Pas d’interculturalité sans anti-racisme !
On a parfois tendance à opposer la démarche interculturelle et celle de l’anti-racisme. Là où l’approche interculturelle cherche à dépasser une frontière à l’extérieur du groupe, l’anti-racisme nomme une frontière à l’intérieur de la communauté nationale. Une frontière qui empêche les descendants des différents groupes de migrant.e.s de prendre place de manière égale dans la société. À mes yeux, cependant, il n’y a nullement opposition entre ces deux approches.
Au niveau théorique, il s’agit de deux niveaux de lecture différents : l’interculturel porte sur la rencontre entre personnes ou groupes ; l’anti-racisme, lui, dénonce les cadres sociaux dans lesquels se déroule cette rencontre, et qui fabriquent de l’inégalité.
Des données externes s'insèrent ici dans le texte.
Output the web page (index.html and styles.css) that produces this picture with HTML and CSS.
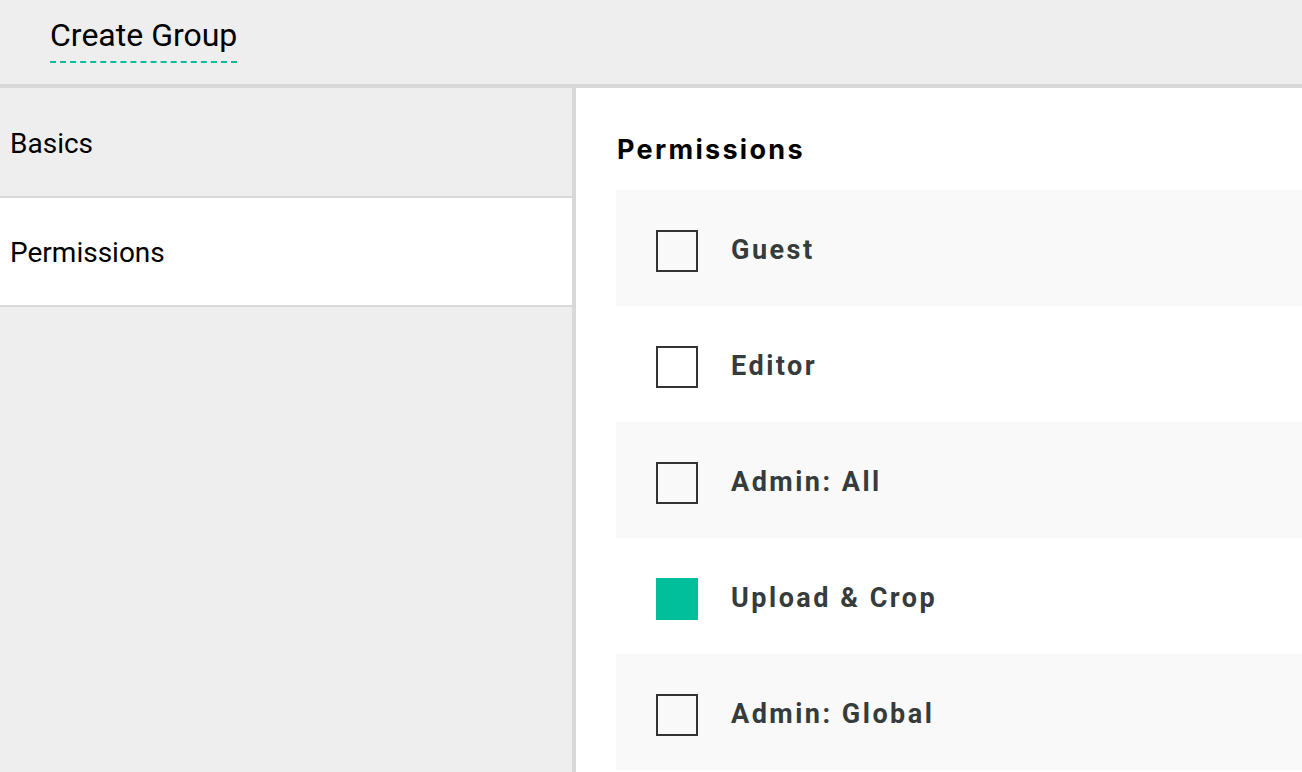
FILE: index.html
```html
<!DOCTYPE html>
<html>
<head>
<meta charset="utf-8">
<link rel="stylesheet" href="styles.css">
</head>
<body>
<header class="topbar">
  <h1 class="title">Create Group</h1>
</header>
<div class="layout">
  <nav class="sidebar">
    <div class="nav-item">Basics</div>
    <div class="nav-item active">Permissions</div>
  </nav>
  <main class="content">
    <h2 class="heading">Permissions</h2>
    <ul class="perm-list">
      <li class="perm-row"><span class="box"></span><span class="label">Guest</span></li>
      <li class="perm-row"><span class="box"></span><span class="label">Editor</span></li>
      <li class="perm-row"><span class="box"></span><span class="label">Admin: All</span></li>
      <li class="perm-row"><span class="box checked"></span><span class="label">Upload &amp; Crop</span></li>
      <li class="perm-row"><span class="box"></span><span class="label">Admin: Global</span></li>
    </ul>
  </main>
</div>
</body>
</html>
```
FILE: styles.css
```css
* { box-sizing: border-box; }
html, body { margin: 0; padding: 0; }
body {
  font-family: Roboto, "Liberation Sans", sans-serif;
  background: #ffffff;
  width: 1302px;
  height: 772px;
  overflow: hidden;
}
.topbar {
  height: 88px;
  background: #eeeeee;
  border-bottom: 4px solid #d8d8d8;
  padding-left: 50px;
  display: flex;
  align-items: flex-start;
}
.title {
  margin: 16px 0 0 0;
  font-size: 32px;
  font-weight: 400;
  color: #000;
  line-height: 38px;
  padding-bottom: 7px;
  border-bottom: 2px dashed #00bf9a;
}
.layout {
  display: flex;
  height: 684px;
}
.sidebar {
  width: 576px;
  background: #eeeeee;
  border-right: 4px solid #d8d8d8;
  flex-shrink: 0;
}
.nav-item {
  height: 110px;
  padding-left: 10px;
  padding-top: 2px;
  display: flex;
  align-items: center;
  font-size: 28px;
  color: #000;
  border-bottom: 2px solid #d8d8d8;
}
.nav-item.active { background: #ffffff; height: 109px; }
.content {
  flex: 1;
  padding-left: 40px;
}
.heading {
  margin: 45px 0 0 1px;
  font-family: Inter, "Noto Sans", sans-serif;
  font-size: 27px;
  font-weight: 700;
  letter-spacing: 2.3px;
  line-height: 34px;
  color: #000;
}
.perm-list {
  list-style: none;
  margin: 23px 0 0 0;
  padding: 0;
}
.perm-row {
  height: 116px;
  display: flex;
  align-items: center;
  padding-left: 40px;
  background: #ffffff;
}
.perm-row:nth-child(odd) { background: #f9f9f9; }
.box {
  width: 42px;
  height: 42px;
  border: 2px solid #333333;
  flex-shrink: 0;
  margin-top: 6px;
}
.box.checked { background: #00bf9a; border-color: #00bf9a; }
.label {
  margin-left: 33px;
  font-size: 27px;
  font-weight: 700;
  letter-spacing: 2.5px;
  color: #363b3b;
  padding-top: 4px;
}
```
Parce qu’il remet en cause les fondements de la société, l’anti-racisme est condamné à être réduit à la marge et perçu comme « radical ». Pourtant, en interrogeant l’organisation sociale qui produit des inégalités, et les traces qu’a laissées la période coloniale sur l’ordre du monde, ce courant renouvelle un combat universel pour la justice sociale et la paix, en le rendant pluriversel.
L’anti-racisme s’intéresse souvent aux mots. En les prononçant, ses militant.e.s visibilisent l’effet des catégories invisibles (« privilège blanc »). En les remettant en question, ils et elles cherchent à en réduire les effets (« racisés »). Et en en inventant de nouveaux, ils tentent d’avoir un impact sur la réalité (« afrodescendant.e.s »). Si l’anti-racisme prend en charge les mots, c’est parce que ceux-ci sont vecteurs de pouvoir. C’est parce qu’ils cadrent notre pensée avant nos actions. Dire, c’est faire – classer, catégoriser, hiérarchiser… Aussi, mener un travail interculturel qui n’intègre pas une lecture anti-raciste revient à s’arrêter à mi-chemin. C’est identifier le problème sans le connecter à sa source. Nos mots reflètent et fabriquent nos maux, c’est pourquoi nous devons les envisager de manière critique. Et dépasser les binarités polarisantes pour changer notre monde.